Our Divemaster pointed out a mother fish frantically swimming around her group of tiny little babies. As we watched closely, the babies grouped into a tight bundle and quick as a flash entered the mother’s mouth. A few stragglers didn’t make it in, so she swam around a second time, they regrouped and in they went. With cheeks bulging the mother swam around. When she senses the danger is past, she releases the young.

These smart little fish have evolved over the years to ensure survival of the species. All have fancy Latin names, for example; Cyathochromis obliquidens, Nimbochromis fuscotaeniatus, but for ease of use, our dive instructors have given them identifiable common names. The ‘around the corner fish’ is a smart little guy. He hovers, well camouflaged on the side of a rock, then darts over the rock at lightning speed and captures his prey unawares. So too ‘top deck’ named after the delicious chocolate slab, brown on the underside and pale on the top, he is also a stealth operator. Just before he strikes he subtly changes shades, the top goes dark and his underside pales, confusing his prey as to which direction he    is facing and he strikes with ease. The ‘play dead’ fish is fascinating to watch. He swims at full speed then suddenly all movement stops and he collapses as if in cardiac arrest. As he lies limp and useless, smaller fish move in closer, curious and unaware of the danger at which point, the life flows back into our very un-dead fish and he strikes out at his next meal.


Not all of the Malawi cichlids are predatory. The algae eating fish ‘fat lips’ suck the algae off the rocks like a Kreepy- Krawly. During our 40 minute dive around the aquarium dive site we also saw blue tipped crabs, shoals of nearly transparent tiny sardine like Usipa and the slightly larger one-and-two dotted Utaka fish. The crater-like nests in the sand on the bottom are made by the male blue Chambo or Liani fish. These craters, exactly circular and carefully crafted are worked diligently by the males to attract a mate. Of course, the guy with the biggest, fanciest house gets the girl and competition in the fish world is fierce.

At a deeper depth of 25 metres dwell the creepy catfish. These long whiskered, sleek bodied, slimy looking fish grow to great lengths. Kampango and Vundu are the two main types of catfish lurking in the deeper waters.

Danforth is a prime location for a diving holiday. Cape Maclear is a World Heritage site and a fresh water marine reserve. Within a radius of 2.5 kilometres there are around 22 different dive sites, each unique in topography.

Rocks, boulders and swim-through’s make for some amazing dive experiences. The dive site known as “bakers oven” is a rocky outcrop with fabulous swim-through’s at a maximum of 15 metres.
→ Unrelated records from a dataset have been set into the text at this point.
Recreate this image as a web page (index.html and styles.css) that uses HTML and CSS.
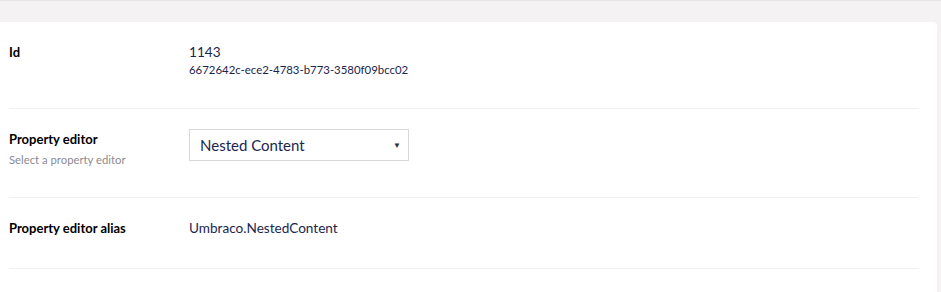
FILE: index.html
```html
<!DOCTYPE html>
<html>
<head>
    <meta charset="utf-8">
    <title>Data type</title>

    <link rel="stylesheet" href="styles.css">
</head>
<body>
    <div class="editor">
        <div class="panel">
            <div class="property">
                <div class="property-label">Id</div>
                <div class="property-value">
                    <div class="id-number">1143</div>
                    <div class="id-key">6672642c-ece2-4783-b773-3580f09bcc02</div>
                </div>
            </div>

            <div class="property">
                <div class="property-label">
                    Property editor
                    <small>Select a property editor</small>
                </div>
                <div class="property-value">
                    <div class="select-box">
                        <span>Nested Content</span>
                        <span class="caret">&#9660;</span>
                    </div>
                </div>
            </div>

            <div class="property">
                <div class="property-label">Property editor alias</div>
                <div class="property-value">Umbraco.NestedContent</div>
            </div>
        </div>
    </div>
</body>
</html>
```

FILE: styles.css
```css
html, body {
    margin: 0;
    height: 100%;
}

body {
    background: #f4f2f3;
    border-top: 1px solid #e6e4e6;
    box-sizing: border-box;
    font-family: Lato, "Open Sans", sans-serif;
    color: #1b264f;
}

.editor {
    padding: 21px 4px 0 0;
}

.panel {
    background: #fff;
    border-top-right-radius: 4px;
    padding: 0 19px 0 9px;
    min-height: 280px;
}

.property {
    display: grid;
    grid-template-columns: 180px 1fr;
    padding: 20px 0 30px;
    border-bottom: 1px solid #f0eff1;
}

.property-label {
    font-size: 13px;
    font-weight: bold;
    line-height: 20px;
    color: #000;
}

.property-label small {
    display: block;
    margin-top: 4px;
    font-size: 11.3px;
    line-height: 14px;
    font-weight: normal;
    color: #8c8b90;
}

.property-value {
    font-size: 13.6px;
    line-height: 20px;
}

.id-key {
    font-size: 11.4px;
    line-height: 16px;
}

.select-box {
    box-sizing: border-box;
    display: flex;
    justify-content: space-between;
    align-items: center;
    width: 220px;
    height: 32px;
    padding: 0 7px 0 10px;
    border: 1px solid #d8d7d9;
    font-size: 15px;
}

.caret {
    font-size: 8px;
    color: #303033;
}
```
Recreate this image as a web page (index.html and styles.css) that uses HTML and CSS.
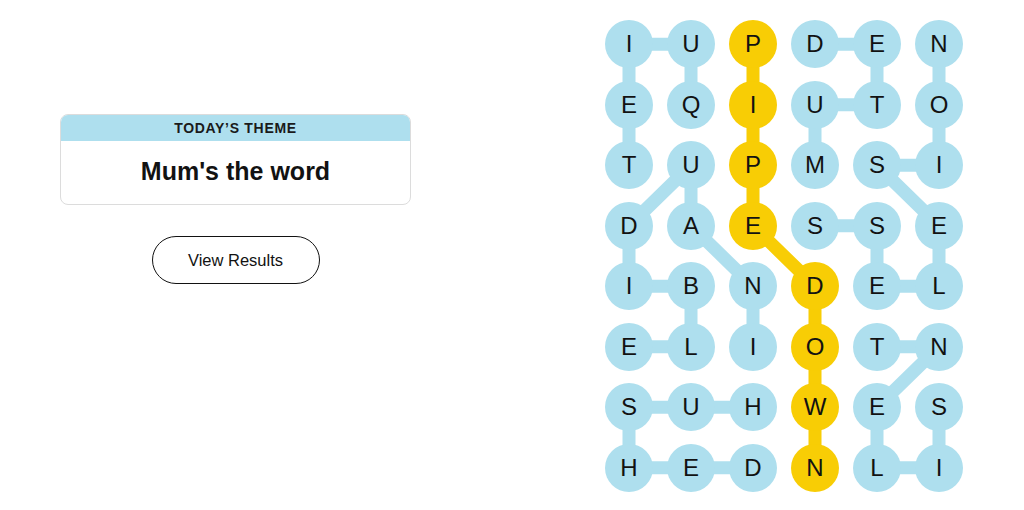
FILE: index.html
```html
<!DOCTYPE html>
<html lang="en">
<head>
<meta charset="utf-8">
<title>Strands</title>
<link rel="stylesheet" href="styles.css">
</head>
<body>
<main class="page">
  <section class="side">
    <div class="theme-card">
      <div class="theme-head">TODAY’S THEME</div>
      <div class="theme-title">Mum's the word</div>
    </div>
    <button class="results-btn" type="button">View Results</button>
  </section>
  <section class="board">
    <svg class="links" viewBox="0 0 372 484" width="372" height="484" aria-hidden="true">
      <g class="blue" stroke="#aedfee" stroke-width="13" stroke-linecap="round" fill="none">
        <!-- QUIET -->
        <line x1="93" y1="90.75" x2="93" y2="30.25"/>
        <line x1="93" y1="30.25" x2="31" y2="30.25"/>
        <line x1="31" y1="30.25" x2="31" y2="90.75"/>
        <line x1="31" y1="90.75" x2="31" y2="151.25"/>
        <!-- MUTED -->
        <line x1="217" y1="30.25" x2="279" y2="30.25"/>
        <line x1="279" y1="30.25" x2="279" y2="90.75"/>
        <line x1="279" y1="90.75" x2="217" y2="90.75"/>
        <line x1="217" y1="90.75" x2="217" y2="151.25"/>
        <!-- NOISELESS -->
        <line x1="341" y1="30.25" x2="341" y2="90.75"/>
        <line x1="341" y1="90.75" x2="341" y2="151.25"/>
        <line x1="341" y1="151.25" x2="279" y2="151.25"/>
        <line x1="279" y1="151.25" x2="341" y2="211.75"/>
        <line x1="341" y1="211.75" x2="341" y2="272.25"/>
        <line x1="341" y1="272.25" x2="279" y2="272.25"/>
        <line x1="279" y1="272.25" x2="279" y2="211.75"/>
        <line x1="279" y1="211.75" x2="217" y2="211.75"/>
        <!-- INAUDIBLE -->
        <line x1="155" y1="332.75" x2="155" y2="272.25"/>
        <line x1="155" y1="272.25" x2="93" y2="211.75"/>
        <line x1="93" y1="211.75" x2="93" y2="151.25"/>
        <line x1="93" y1="151.25" x2="31" y2="211.75"/>
        <line x1="31" y1="211.75" x2="31" y2="272.25"/>
        <line x1="31" y1="272.25" x2="93" y2="272.25"/>
        <line x1="93" y1="272.25" x2="93" y2="332.75"/>
        <line x1="93" y1="332.75" x2="31" y2="332.75"/>
        <!-- HUSHED -->
        <line x1="155" y1="393.25" x2="31" y2="393.25"/>
        <line x1="31" y1="393.25" x2="31" y2="453.75"/>
        <line x1="31" y1="453.75" x2="155" y2="453.75"/>
        <!-- SILENT -->
        <line x1="341" y1="393.25" x2="341" y2="453.75"/>
        <line x1="341" y1="453.75" x2="279" y2="453.75"/>
        <line x1="279" y1="453.75" x2="279" y2="393.25"/>
        <line x1="279" y1="393.25" x2="341" y2="332.75"/>
        <line x1="341" y1="332.75" x2="279" y2="332.75"/>
      </g>
      <g stroke="#f8cd05" stroke-width="13" stroke-linecap="round" fill="none">
        <line x1="155" y1="30.25" x2="155" y2="211.75"/>
        <line x1="155" y1="211.75" x2="217" y2="272.25"/>
        <line x1="217" y1="272.25" x2="217" y2="453.75"/>
      </g>
    </svg>
    <div class="grid">
      <span class="cell">I</span><span class="cell">U</span><span class="cell gold">P</span><span class="cell">D</span><span class="cell">E</span><span class="cell">N</span>
      <span class="cell">E</span><span class="cell">Q</span><span class="cell gold">I</span><span class="cell">U</span><span class="cell">T</span><span class="cell">O</span>
      <span class="cell">T</span><span class="cell">U</span><span class="cell gold">P</span><span class="cell">M</span><span class="cell">S</span><span class="cell">I</span>
      <span class="cell">D</span><span class="cell">A</span><span class="cell gold">E</span><span class="cell">S</span><span class="cell">S</span><span class="cell">E</span>
      <span class="cell">I</span><span class="cell">B</span><span class="cell">N</span><span class="cell gold">D</span><span class="cell">E</span><span class="cell">L</span>
      <span class="cell">E</span><span class="cell">L</span><span class="cell">I</span><span class="cell gold">O</span><span class="cell">T</span><span class="cell">N</span>
      <span class="cell">S</span><span class="cell">U</span><span class="cell">H</span><span class="cell gold">W</span><span class="cell">E</span><span class="cell">S</span>
      <span class="cell">H</span><span class="cell">E</span><span class="cell">D</span><span class="cell gold">N</span><span class="cell">L</span><span class="cell">I</span>
    </div>
  </section>
</main>
</body>
</html>
```

FILE: styles.css
```css
* { box-sizing: border-box; }

html, body {
  margin: 0;
  padding: 0;
  background: #ffffff;
  color: #121212;
  font-family: "Liberation Sans", Arial, sans-serif;
}

.page {
  display: flex;
  align-items: flex-start;
  width: 1024px;
  height: 510px;
  overflow: hidden;
}

.side {
  width: 471px;
  padding: 114px 60px 0 60px;
  display: flex;
  flex-direction: column;
  align-items: center;
}

.theme-card {
  width: 351px;
  border: 1px solid #dcdcdc;
  border-radius: 8px;
  overflow: hidden;
  background: #fff;
}

.theme-head {
  height: 26px;
  background: #aedfee;
  font-size: 14px;
  font-weight: 700;
  letter-spacing: 0.7px;
  line-height: 27px;
  text-align: center;
  color: #1a1a1a;
}

.theme-title {
  height: 63px;
  font-size: 25px;
  font-weight: 700;
  line-height: 61px;
  text-align: center;
  color: #121212;
}

.results-btn {
  margin-top: 31px;
  width: 168px;
  height: 48px;
  border: 1px solid #121212;
  border-radius: 24px;
  background: #fff;
  font-family: "Liberation Sans", Arial, sans-serif;
  font-size: 16.5px;
  color: #121212;
  padding: 0;
}

.board {
  position: relative;
  margin-left: 127px;
  margin-top: 13.75px;
  width: 372px;
  height: 484px;
}

.links {
  position: absolute;
  left: 0;
  top: 0;
}

.grid {
  position: relative;
  display: grid;
  grid-template-columns: repeat(6, 62px);
  grid-template-rows: repeat(8, 60.5px);
}

.cell {
  justify-self: center;
  align-self: center;
  width: 48px;
  height: 48px;
  border-radius: 50%;
  background: #aedfee;
  display: flex;
  align-items: center;
  justify-content: center;
  font-size: 24px;
  line-height: 1;
  color: #121212;
}

.cell.gold {
  background: #f8cd05;
}
```
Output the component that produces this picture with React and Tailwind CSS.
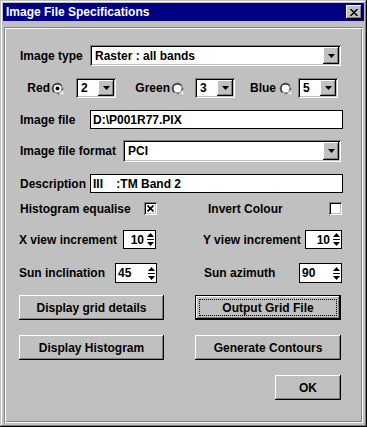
import React from 'react';

const raised = 'bg-[#c0c0c0] shadow-[inset_-1px_-1px_0_#000,inset_1px_1px_0_#fff,inset_-2px_-2px_0_#808080]';
const sunken = 'bg-white shadow-[inset_1px_1px_0_#808080,inset_-1px_-1px_0_#fff,inset_2px_2px_0_#000,inset_-2px_-2px_0_#c0c0c0]';

function DownArrow() {
  return (
    <svg width="7" height="4" viewBox="0 0 7 4">
      <polygon points="0,0 7,0 3.5,4" fill="#000" />
    </svg>
  );
}

function Combo({ value, w, h = 21 }) {
  return (
    <div className={`${sunken} flex items-stretch p-[2px]`} style={{ width: w, height: h }}>
      <div className="flex-1 flex items-center pl-[3px] text-black">{value}</div>
      <div className={`${raised} w-[16px] flex items-center justify-center`}>
        <DownArrow />
      </div>
    </div>
  );
}

function Field({ value }) {
  return (
    <div className="w-[253px] h-[19px] bg-white border border-black flex items-center pl-[2px] whitespace-pre">
      {value}
    </div>
  );
}

function Radio({ checked }) {
  return (
    <svg width="13" height="13" viewBox="0 0 13 13" className="block shrink-0">
      <circle cx="6.5" cy="6.5" r="6" fill="#808080" />
      <path d="M2.3 10.7 A6 6 0 0 0 10.7 2.3 L12.5 12.5 Z" fill="#fff" />
      <circle cx="6.5" cy="6.5" r="5" fill="#000" />
      <path d="M3 10 A5 5 0 0 0 10 3 L11.5 11.5 Z" fill="#c0c0c0" />
      <circle cx="6.5" cy="6.5" r="4" fill="#fff" />
      {checked && <circle cx="6.5" cy="6.5" r="2" fill="#000" />}
    </svg>
  );
}

function Check({ checked }) {
  return (
    <div className={`${sunken} w-[13px] h-[13px] flex items-center justify-center shrink-0`}>
      {checked && (
        <svg width="7" height="7" viewBox="0 0 7 7">
          <path d="M0.5 0.5 L6.5 6.5 M6.5 0.5 L0.5 6.5" stroke="#000" strokeWidth="1.6" />
        </svg>
      )}
    </div>
  );
}

function SpinArrows() {
  return (
    <svg width="7" height="15" viewBox="0 0 7 15">
      <polygon points="3.5,1 0,5 7,5" fill="#000" />
      <rect x="0" y="7" width="7" height="1" fill="#000" />
      <polygon points="0,10 7,10 3.5,14" fill="#000" />
    </svg>
  );
}

function Spinner({ value, w, h = 19, right }) {
  return (
    <div className="bg-white border border-black flex items-center pr-[1px]" style={{ width: w, height: h }}>
      <div className={`flex-1 ${right ? 'text-right pr-[3px]' : 'pl-[2px]'}`}>{value}</div>
      <SpinArrows />
    </div>
  );
}

function Button({ label, w, isDefault }) {
  if (isDefault) {
    return (
      <div className="border border-black h-[25px] flex" style={{ width: w }}>
        <div className={`${raised} flex-1 flex p-[3px]`}>
          <div className="flex-1 border border-dotted border-black flex items-center justify-center">{label}</div>
        </div>
      </div>
    );
  }
  return (
    <div className={`${raised} h-[25px] flex items-center justify-center`} style={{ width: w }}>
      {label}
    </div>
  );
}

export default function App() {
  return (
    <div className="w-[367px] h-[427px] bg-[#c0c0c0] p-[3px] flex flex-col font-['Liberation_Sans',Arial,sans-serif] font-bold text-[12px] leading-none text-black shadow-[inset_-1px_-1px_0_#000,inset_1px_1px_0_#c0c0c0,inset_-2px_-2px_0_#808080,inset_2px_2px_0_#fff]">
      {/* title bar */}
      <div className="h-[18px] bg-[#000080] flex items-center justify-between pl-[3px] pr-[2px]">
        <span className="text-white">Image File Specifications</span>
        <div className={`${raised} w-[16px] h-[14px] flex items-center justify-center`}>
          <svg width="8" height="7" viewBox="0 0 8 7">
            <path d="M0.5 0 L7.5 7 M7.5 0 L0.5 7" stroke="#000" strokeWidth="1.5" />
          </svg>
        </div>
      </div>

      {/* panel */}
      <div className="mt-[6px] ml-[1px] w-[359px] h-[396px] flex flex-col shadow-[inset_1px_1px_0_#808080,inset_-1px_-1px_0_#fff,inset_2px_2px_0_#fff,inset_-2px_-2px_0_#808080]">
        <div className="mt-[18px] ml-[16px] h-[21px] flex items-center">
          <span className="w-[70px]">Image type</span>
          <Combo value="Raster : all bands" w={251} />
        </div>

        <div className="mt-[12px] ml-[16px] h-[20px] flex items-center">
          <span className="w-[30px] text-right">Red</span>
          <span className="ml-[1px]"><Radio checked /></span>
          <span className="ml-[12px]"><Combo value="2" w={40} h={20} /></span>
          <span className="w-[54px] text-right">Green</span>
          <span className="ml-[1px]"><Radio /></span>
          <span className="ml-[11px]"><Combo value="3" w={40} h={20} /></span>
          <span className="w-[41px] text-right">Blue</span>
          <span className="ml-[3px]"><Radio /></span>
          <span className="ml-[6px]"><Combo value="5" w={40} h={20} /></span>
        </div>

        <div className="mt-[12px] ml-[16px] h-[19px] flex items-center">
          <span className="w-[70px]">Image file</span>
          <Field value="D:\P001R77.PIX" />
        </div>

        <div className="mt-[11px] ml-[16px] h-[22px] flex items-center">
          <span className="w-[103px]">Image file format</span>
          <Combo value="PCI" w={218} h={22} />
        </div>

        <div className="mt-[12px] ml-[16px] h-[19px] flex items-center">
          <span className="w-[70px]">Description</span>
          <Field value="III    :TM Band 2" />
        </div>

        <div className="mt-[9px] ml-[16px] h-[13px] flex items-center">
          <span className="w-[124px]">Histogram equalise</span>
          <Check checked />
          <span className="ml-[51px] w-[121px]">Invert Colour</span>
          <Check />
        </div>

        <div className="mt-[15px] ml-[15px] h-[19px] flex items-center">
          <span className="w-[104px]">X view increment</span>
          <Spinner value="10" w={33} right />
          <span className="ml-[47px] w-[102px]">Y view increment</span>
          <Spinner value="10" w={37} right />
        </div>

        <div className="mt-[14px] ml-[15px] h-[20px] flex items-center">
          <span className="w-[96px]">Sun inclination</span>
          <Spinner value="45" w={42} h={20} />
          <span className="ml-[47px] w-[95px]">Sun azimuth</span>
          <Spinner value="90" w={43} h={20} />
        </div>

        <div className="mt-[12px] ml-[15px] flex">
          <Button label="Display grid details" w={145} />
          <span className="ml-[31px]"><Button label="Output Grid File" w={146} isDefault /></span>
        </div>

        <div className="mt-[15px] ml-[15px] flex">
          <Button label="Display Histogram" w={145} />
          <span className="ml-[31px]"><Button label="Generate Contours" w={146} /></span>
        </div>

        <div className="mt-[15px] ml-[271px] flex">
          <Button label="OK" w={66} />
        </div>
      </div>
    </div>
  );
}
Rays of light from above penetrate the many holes in the rocks with stage lighting effect. The tunnels are wide enough for diver plus kit, enticing even those divers normally cautious of caves.

Night dives are excellent. We set off just before sunset at 17h45 and were in the water at twilight. With our flashlight beams we spotted the nocturnal fish known as dolphin fish or Cornish Jack. Due to their very poor eyesight they have developed a magnetic field around them which helps them to determine their surroundings, sense danger and not bump into rocks. The Cichlids, in contrast to their daytime frantic swimming activity, were noticeably slower and sleepier at night.

For the more experienced divers, Zimbawe Rock offers a challenging, fascinating deep dive.  This site was rated  as ‘the best fresh water diving in the world’, by Full Circle magazine a few years ago.


“Zimbawe Rock” is actually an underwater mountain, rising out of the lake. The mountain is tunneled with numerous channels to enter and exit, amazing swim-through’s, tunnels and boulders and abundant fish – brilliant diving in clear fresh water. This site can only be dived on calm days as there is no anchorage for the dive boat.

Danforth has a fleet of boats, all named after characters of the Lion King. The mighty Mufasa, the 38 foot, ten berth catamaran is the glory boat.  Immaculately cared  for and maintained, she is much loved by owner and Captain, Howard Massey-Hicks, Mufasa can be chartered for lake cruises to the far ends of Lake Malawi. Shenzi is a wonderful dive boat – a cedar wood, inboard engine, user friendly vessel with camping style facilities on board. The sturdy roof top is a great viewing platform, sun-tanning deck or launch pad for plunging off into the depths of cool, fresh waters.

Rafiki is a smaller wooden dive boat, easily maneuverable into nearby dive sites. Bench seats and no rails make Rafiki suitable for rear entry dive rolls in full dive kit. A removable step ladder is hooked onto the side of the boat at the end of the dive.

In addition to diving, Danforth is geared up for other great watersports. Kayaking, dingy sailing on Lasers, Hobie-cat Sailing, waterskiing, wakeboarding, tube rides, mountain biking, hikes, nature walks. There is truly something for everyone. Sun-loungers and shady  hammocks  around  the swimming pool offer a tempting rest between all the activities.


So why dive Lake Malawi?

Easy access to dive sites, no tides, no major currents, no salt water. Warm, fresh clear water. Abundant fish, fascinating species, interesting rock formations, a variety of different dive sites, suitable for beginners through to advanced divers.

Coolest water temperatures:23C
Average water temperatures:27C
Warmest water temperatures:33C
Average visibility:15 metres
Good visibility:25 metres
When to visit:All year round
Best time to dive:Best months Sept-Dec

Danforth Lodge and Yacht charters. Cape Maclear.

Lake Malawi.

Tel. +(265) 99 9960077or 99 9960770

info@danforthyachting.com www.danforthyachting.com

While my lifetime dream to dive Lake Malawi has been fulfilled this has only whetted my appetite for more.  Farewell for now.  I shall return.